-- start of Source excerpt --

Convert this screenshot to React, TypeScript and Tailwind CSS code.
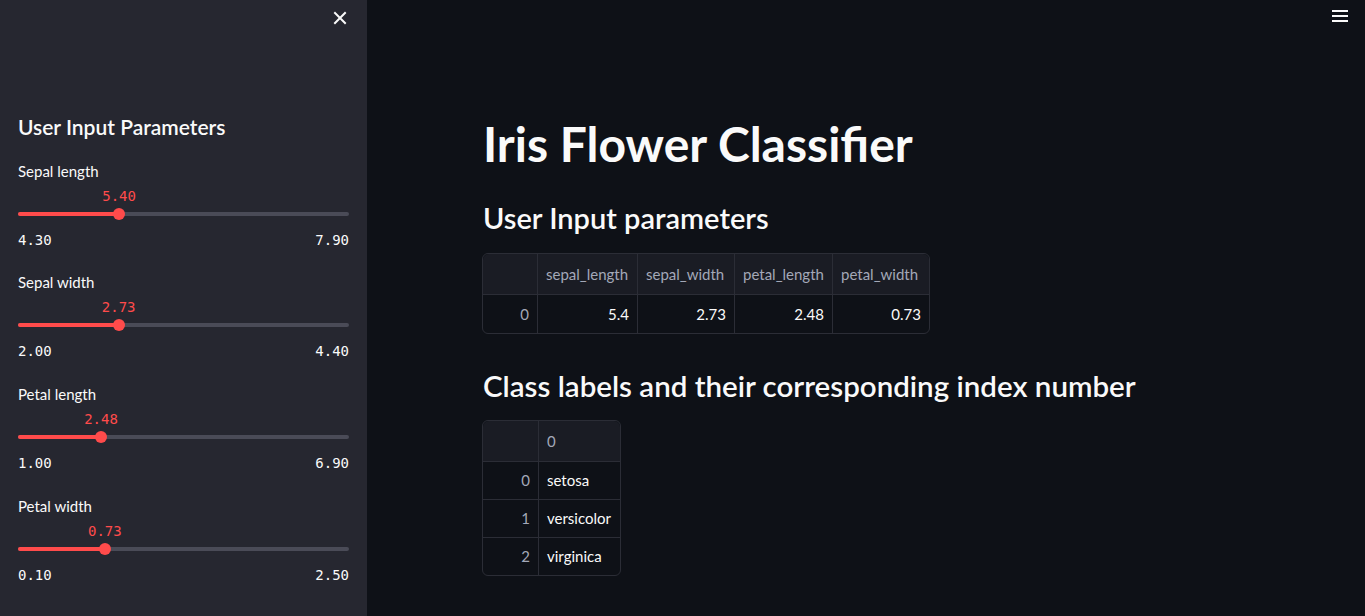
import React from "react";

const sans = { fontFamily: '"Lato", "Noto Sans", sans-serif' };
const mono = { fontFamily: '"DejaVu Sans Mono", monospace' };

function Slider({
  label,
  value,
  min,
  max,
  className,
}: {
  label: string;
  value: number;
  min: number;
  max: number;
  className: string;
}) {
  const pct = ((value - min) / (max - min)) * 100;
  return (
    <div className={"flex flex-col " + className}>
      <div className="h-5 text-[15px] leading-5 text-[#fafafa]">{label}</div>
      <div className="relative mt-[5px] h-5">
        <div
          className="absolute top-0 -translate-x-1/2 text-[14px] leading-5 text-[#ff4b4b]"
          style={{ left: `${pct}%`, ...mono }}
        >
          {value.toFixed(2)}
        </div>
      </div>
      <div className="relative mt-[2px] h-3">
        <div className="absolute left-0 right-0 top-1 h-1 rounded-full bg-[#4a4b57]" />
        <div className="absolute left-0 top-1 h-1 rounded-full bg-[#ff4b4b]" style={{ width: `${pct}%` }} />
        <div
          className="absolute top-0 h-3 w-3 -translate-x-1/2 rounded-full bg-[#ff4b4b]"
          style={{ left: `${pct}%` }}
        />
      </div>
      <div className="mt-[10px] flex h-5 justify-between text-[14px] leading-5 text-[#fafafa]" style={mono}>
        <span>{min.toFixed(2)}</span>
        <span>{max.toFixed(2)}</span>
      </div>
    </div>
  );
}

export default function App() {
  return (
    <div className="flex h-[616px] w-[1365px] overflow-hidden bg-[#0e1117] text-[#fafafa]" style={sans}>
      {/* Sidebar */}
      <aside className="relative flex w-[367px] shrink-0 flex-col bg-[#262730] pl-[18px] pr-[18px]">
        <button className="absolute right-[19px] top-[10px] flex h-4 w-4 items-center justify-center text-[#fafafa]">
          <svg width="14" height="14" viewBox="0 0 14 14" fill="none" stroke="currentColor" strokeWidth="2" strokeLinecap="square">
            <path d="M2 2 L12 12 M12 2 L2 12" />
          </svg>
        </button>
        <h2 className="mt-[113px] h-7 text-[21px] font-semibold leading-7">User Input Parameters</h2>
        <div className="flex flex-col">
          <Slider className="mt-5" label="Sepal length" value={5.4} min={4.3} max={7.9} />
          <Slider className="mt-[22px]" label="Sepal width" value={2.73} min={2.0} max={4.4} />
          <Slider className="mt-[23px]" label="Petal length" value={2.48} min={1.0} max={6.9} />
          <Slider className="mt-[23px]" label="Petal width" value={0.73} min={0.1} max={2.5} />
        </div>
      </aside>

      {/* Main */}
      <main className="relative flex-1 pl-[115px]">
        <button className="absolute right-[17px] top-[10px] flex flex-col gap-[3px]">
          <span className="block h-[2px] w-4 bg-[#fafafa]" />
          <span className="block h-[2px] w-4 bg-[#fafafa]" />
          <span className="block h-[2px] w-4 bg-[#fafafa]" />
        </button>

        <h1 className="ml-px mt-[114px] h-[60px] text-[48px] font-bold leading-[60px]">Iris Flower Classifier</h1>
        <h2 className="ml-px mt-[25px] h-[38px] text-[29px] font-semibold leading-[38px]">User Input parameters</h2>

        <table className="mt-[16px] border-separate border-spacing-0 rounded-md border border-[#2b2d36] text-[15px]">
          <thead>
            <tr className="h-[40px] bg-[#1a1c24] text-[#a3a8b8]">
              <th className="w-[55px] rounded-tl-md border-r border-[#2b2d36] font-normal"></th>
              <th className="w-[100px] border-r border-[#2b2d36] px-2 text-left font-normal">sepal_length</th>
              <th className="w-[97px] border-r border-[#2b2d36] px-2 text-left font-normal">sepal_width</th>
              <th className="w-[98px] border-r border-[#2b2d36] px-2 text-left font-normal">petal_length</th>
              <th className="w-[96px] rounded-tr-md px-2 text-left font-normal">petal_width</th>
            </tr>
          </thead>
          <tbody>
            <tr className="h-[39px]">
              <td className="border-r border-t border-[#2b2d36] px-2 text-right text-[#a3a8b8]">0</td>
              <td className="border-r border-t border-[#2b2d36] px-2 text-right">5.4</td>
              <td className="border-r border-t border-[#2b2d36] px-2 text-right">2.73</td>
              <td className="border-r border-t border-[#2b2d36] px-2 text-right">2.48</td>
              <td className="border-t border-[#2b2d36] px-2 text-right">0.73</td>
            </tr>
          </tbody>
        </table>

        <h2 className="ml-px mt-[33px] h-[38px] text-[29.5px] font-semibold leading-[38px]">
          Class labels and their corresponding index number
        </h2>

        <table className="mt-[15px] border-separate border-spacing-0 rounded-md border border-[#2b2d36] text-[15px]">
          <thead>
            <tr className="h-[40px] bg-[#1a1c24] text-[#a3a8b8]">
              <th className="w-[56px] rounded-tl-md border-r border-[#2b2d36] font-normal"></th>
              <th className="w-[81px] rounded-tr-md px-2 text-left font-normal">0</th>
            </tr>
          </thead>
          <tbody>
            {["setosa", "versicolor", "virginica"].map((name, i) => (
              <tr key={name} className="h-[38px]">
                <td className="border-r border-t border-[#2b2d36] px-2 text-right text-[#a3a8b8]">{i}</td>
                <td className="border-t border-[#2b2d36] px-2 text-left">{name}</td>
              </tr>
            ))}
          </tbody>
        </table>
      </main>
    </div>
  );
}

-- end of Source excerpt --

◆ Task requirements: The word "React" may appear on some lines. Report how many lines hold it, giving the number alone.

◆ The response: 2